- _Exercise instructions_: Copy the data precisely, keeping every character.

- _Supplied material_:
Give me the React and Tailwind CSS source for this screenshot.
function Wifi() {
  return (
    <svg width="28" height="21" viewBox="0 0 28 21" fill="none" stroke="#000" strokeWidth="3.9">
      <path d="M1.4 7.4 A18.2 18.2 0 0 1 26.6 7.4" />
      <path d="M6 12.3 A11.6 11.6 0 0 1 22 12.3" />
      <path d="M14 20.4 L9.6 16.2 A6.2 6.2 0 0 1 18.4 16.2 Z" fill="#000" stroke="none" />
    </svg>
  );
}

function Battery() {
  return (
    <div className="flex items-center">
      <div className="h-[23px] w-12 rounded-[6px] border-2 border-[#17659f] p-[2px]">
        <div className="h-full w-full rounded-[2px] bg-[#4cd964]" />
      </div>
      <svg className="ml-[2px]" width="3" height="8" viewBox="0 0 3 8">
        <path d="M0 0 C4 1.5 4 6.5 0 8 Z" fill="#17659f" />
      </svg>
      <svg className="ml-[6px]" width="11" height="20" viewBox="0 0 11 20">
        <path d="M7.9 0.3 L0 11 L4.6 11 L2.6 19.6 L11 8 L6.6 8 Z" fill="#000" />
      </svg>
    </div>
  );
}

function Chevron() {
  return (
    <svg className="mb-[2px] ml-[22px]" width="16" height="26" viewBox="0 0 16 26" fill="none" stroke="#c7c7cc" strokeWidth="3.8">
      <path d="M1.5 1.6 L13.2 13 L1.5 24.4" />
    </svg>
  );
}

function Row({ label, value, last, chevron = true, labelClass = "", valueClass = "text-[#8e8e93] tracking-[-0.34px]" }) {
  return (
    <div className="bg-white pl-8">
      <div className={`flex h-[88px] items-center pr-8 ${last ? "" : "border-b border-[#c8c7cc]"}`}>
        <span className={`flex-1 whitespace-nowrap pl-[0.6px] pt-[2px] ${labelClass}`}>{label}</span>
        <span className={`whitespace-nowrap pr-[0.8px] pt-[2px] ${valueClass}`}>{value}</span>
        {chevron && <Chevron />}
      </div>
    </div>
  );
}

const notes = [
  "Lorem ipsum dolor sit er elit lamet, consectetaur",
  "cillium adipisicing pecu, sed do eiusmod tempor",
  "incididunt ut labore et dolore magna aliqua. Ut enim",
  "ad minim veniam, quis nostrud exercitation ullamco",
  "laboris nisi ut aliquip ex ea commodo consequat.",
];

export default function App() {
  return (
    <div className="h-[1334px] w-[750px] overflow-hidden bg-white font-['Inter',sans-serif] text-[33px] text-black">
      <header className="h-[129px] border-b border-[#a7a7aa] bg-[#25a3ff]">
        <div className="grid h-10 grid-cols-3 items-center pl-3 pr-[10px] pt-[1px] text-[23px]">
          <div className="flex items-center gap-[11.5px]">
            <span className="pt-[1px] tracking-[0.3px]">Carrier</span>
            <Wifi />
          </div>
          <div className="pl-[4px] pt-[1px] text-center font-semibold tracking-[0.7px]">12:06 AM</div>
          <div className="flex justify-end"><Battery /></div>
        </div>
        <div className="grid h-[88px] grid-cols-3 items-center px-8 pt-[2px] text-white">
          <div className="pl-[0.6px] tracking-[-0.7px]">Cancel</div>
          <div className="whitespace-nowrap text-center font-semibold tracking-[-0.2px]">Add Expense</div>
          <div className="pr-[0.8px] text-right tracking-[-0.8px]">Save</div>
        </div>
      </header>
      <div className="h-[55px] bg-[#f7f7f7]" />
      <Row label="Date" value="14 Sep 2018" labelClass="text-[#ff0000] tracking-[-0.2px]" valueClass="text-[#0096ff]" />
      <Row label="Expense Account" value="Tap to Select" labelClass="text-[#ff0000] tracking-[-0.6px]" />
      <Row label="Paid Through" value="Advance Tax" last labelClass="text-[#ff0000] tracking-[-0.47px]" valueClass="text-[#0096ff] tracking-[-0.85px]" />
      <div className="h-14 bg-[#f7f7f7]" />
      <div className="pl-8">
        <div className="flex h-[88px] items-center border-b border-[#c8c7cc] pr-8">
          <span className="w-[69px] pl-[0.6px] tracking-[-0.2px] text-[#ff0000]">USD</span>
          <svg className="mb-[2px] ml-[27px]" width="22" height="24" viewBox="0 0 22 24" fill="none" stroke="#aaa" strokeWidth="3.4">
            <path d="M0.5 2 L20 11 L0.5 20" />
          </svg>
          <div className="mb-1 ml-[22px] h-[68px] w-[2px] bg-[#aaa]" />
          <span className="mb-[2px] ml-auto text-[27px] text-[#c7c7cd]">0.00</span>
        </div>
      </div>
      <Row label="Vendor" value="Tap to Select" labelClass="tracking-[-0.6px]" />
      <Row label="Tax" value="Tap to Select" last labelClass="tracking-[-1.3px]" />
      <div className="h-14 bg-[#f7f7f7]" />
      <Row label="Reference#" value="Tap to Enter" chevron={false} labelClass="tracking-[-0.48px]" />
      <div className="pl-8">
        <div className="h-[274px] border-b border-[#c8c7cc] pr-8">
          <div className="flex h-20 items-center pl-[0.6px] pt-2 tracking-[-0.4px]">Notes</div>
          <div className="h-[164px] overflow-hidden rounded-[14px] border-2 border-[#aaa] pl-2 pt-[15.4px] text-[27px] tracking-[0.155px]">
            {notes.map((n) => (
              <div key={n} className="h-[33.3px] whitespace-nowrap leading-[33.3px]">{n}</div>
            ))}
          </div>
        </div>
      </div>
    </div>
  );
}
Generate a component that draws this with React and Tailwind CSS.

- _The result_:
Give me the React and Tailwind CSS source for this screenshot.
function Wifi() {
  return (
    <svg width="28" height="21" viewBox="0 0 28 21" fill="none" stroke="#000" strokeWidth="3.9">
      <path d="M1.4 7.4 A18.2 18.2 0 0 1 26.6 7.4" />
      <path d="M6 12.3 A11.6 11.6 0 0 1 22 12.3" />
      <path d="M14 20.4 L9.6 16.2 A6.2 6.2 0 0 1 18.4 16.2 Z" fill="#000" stroke="none" />
    </svg>
  );
}

function Battery() {
  return (
    <div className="flex items-center">
      <div className="h-[23px] w-12 rounded-[6px] border-2 border-[#17659f] p-[2px]">
        <div className="h-full w-full rounded-[2px] bg-[#4cd964]" />
      </div>
      <svg className="ml-[2px]" width="3" height="8" viewBox="0 0 3 8">
        <path d="M0 0 C4 1.5 4 6.5 0 8 Z" fill="#17659f" />
      </svg>
      <svg className="ml-[6px]" width="11" height="20" viewBox="0 0 11 20">
        <path d="M7.9 0.3 L0 11 L4.6 11 L2.6 19.6 L11 8 L6.6 8 Z" fill="#000" />
      </svg>
    </div>
  );
}

function Chevron() {
  return (
    <svg className="mb-[2px] ml-[22px]" width="16" height="26" viewBox="0 0 16 26" fill="none" stroke="#c7c7cc" strokeWidth="3.8">
      <path d="M1.5 1.6 L13.2 13 L1.5 24.4" />
    </svg>
  );
}

function Row({ label, value, last, chevron = true, labelClass = "", valueClass = "text-[#8e8e93] tracking-[-0.34px]" }) {
  return (
    <div className="bg-white pl-8">
      <div className={`flex h-[88px] items-center pr-8 ${last ? "" : "border-b border-[#c8c7cc]"}`}>
        <span className={`flex-1 whitespace-nowrap pl-[0.6px] pt-[2px] ${labelClass}`}>{label}</span>
        <span className={`whitespace-nowrap pr-[0.8px] pt-[2px] ${valueClass}`}>{value}</span>
        {chevron && <Chevron />}
      </div>
    </div>
  );
}

const notes = [
  "Lorem ipsum dolor sit er elit lamet, consectetaur",
  "cillium adipisicing pecu, sed do eiusmod tempor",
  "incididunt ut labore et dolore magna aliqua. Ut enim",
  "ad minim veniam, quis nostrud exercitation ullamco",
  "laboris nisi ut aliquip ex ea commodo consequat.",
];

export default function App() {
  return (
    <div className="h-[1334px] w-[750px] overflow-hidden bg-white font-['Inter',sans-serif] text-[33px] text-black">
      <header className="h-[129px] border-b border-[#a7a7aa] bg-[#25a3ff]">
        <div className="grid h-10 grid-cols-3 items-center pl-3 pr-[10px] pt-[1px] text-[23px]">
          <div className="flex items-center gap-[11.5px]">
            <span className="pt-[1px] tracking-[0.3px]">Carrier</span>
            <Wifi />
          </div>
          <div className="pl-[4px] pt-[1px] text-center font-semibold tracking-[0.7px]">12:06 AM</div>
          <div className="flex justify-end"><Battery /></div>
        </div>
        <div className="grid h-[88px] grid-cols-3 items-center px-8 pt-[2px] text-white">
          <div className="pl-[0.6px] tracking-[-0.7px]">Cancel</div>
          <div className="whitespace-nowrap text-center font-semibold tracking-[-0.2px]">Add Expense</div>
          <div className="pr-[0.8px] text-right tracking-[-0.8px]">Save</div>
        </div>
      </header>
      <div className="h-[55px] bg-[#f7f7f7]" />
      <Row label="Date" value="14 Sep 2018" labelClass="text-[#ff0000] tracking-[-0.2px]" valueClass="text-[#0096ff]" />
      <Row label="Expense Account" value="Tap to Select" labelClass="text-[#ff0000] tracking-[-0.6px]" />
      <Row label="Paid Through" value="Advance Tax" last labelClass="text-[#ff0000] tracking-[-0.47px]" valueClass="text-[#0096ff] tracking-[-0.85px]" />
      <div className="h-14 bg-[#f7f7f7]" />
      <div className="pl-8">
        <div className="flex h-[88px] items-center border-b border-[#c8c7cc] pr-8">
          <span className="w-[69px] pl-[0.6px] tracking-[-0.2px] text-[#ff0000]">USD</span>
          <svg className="mb-[2px] ml-[27px]" width="22" height="24" viewBox="0 0 22 24" fill="none" stroke="#aaa" strokeWidth="3.4">
            <path d="M0.5 2 L20 11 L0.5 20" />
          </svg>
          <div className="mb-1 ml-[22px] h-[68px] w-[2px] bg-[#aaa]" />
          <span className="mb-[2px] ml-auto text-[27px] text-[#c7c7cd]">0.00</span>
        </div>
      </div>
      <Row label="Vendor" value="Tap to Select" labelClass="tracking-[-0.6px]" />
      <Row label="Tax" value="Tap to Select" last labelClass="tracking-[-1.3px]" />
      <div className="h-14 bg-[#f7f7f7]" />
      <Row label="Reference#" value="Tap to Enter" chevron={false} labelClass="tracking-[-0.48px]" />
      <div className="pl-8">
        <div className="h-[274px] border-b border-[#c8c7cc] pr-8">
          <div className="flex h-20 items-center pl-[0.6px] pt-2 tracking-[-0.4px]">Notes</div>
          <div className="h-[164px] overflow-hidden rounded-[14px] border-2 border-[#aaa] pl-2 pt-[15.4px] text-[27px] tracking-[0.155px]">
            {notes.map((n) => (
              <div key={n} className="h-[33.3px] whitespace-nowrap leading-[33.3px]">{n}</div>
            ))}
          </div>
        </div>
      </div>
    </div>
  );
}
Generate a component that draws this with React and Tailwind CSS.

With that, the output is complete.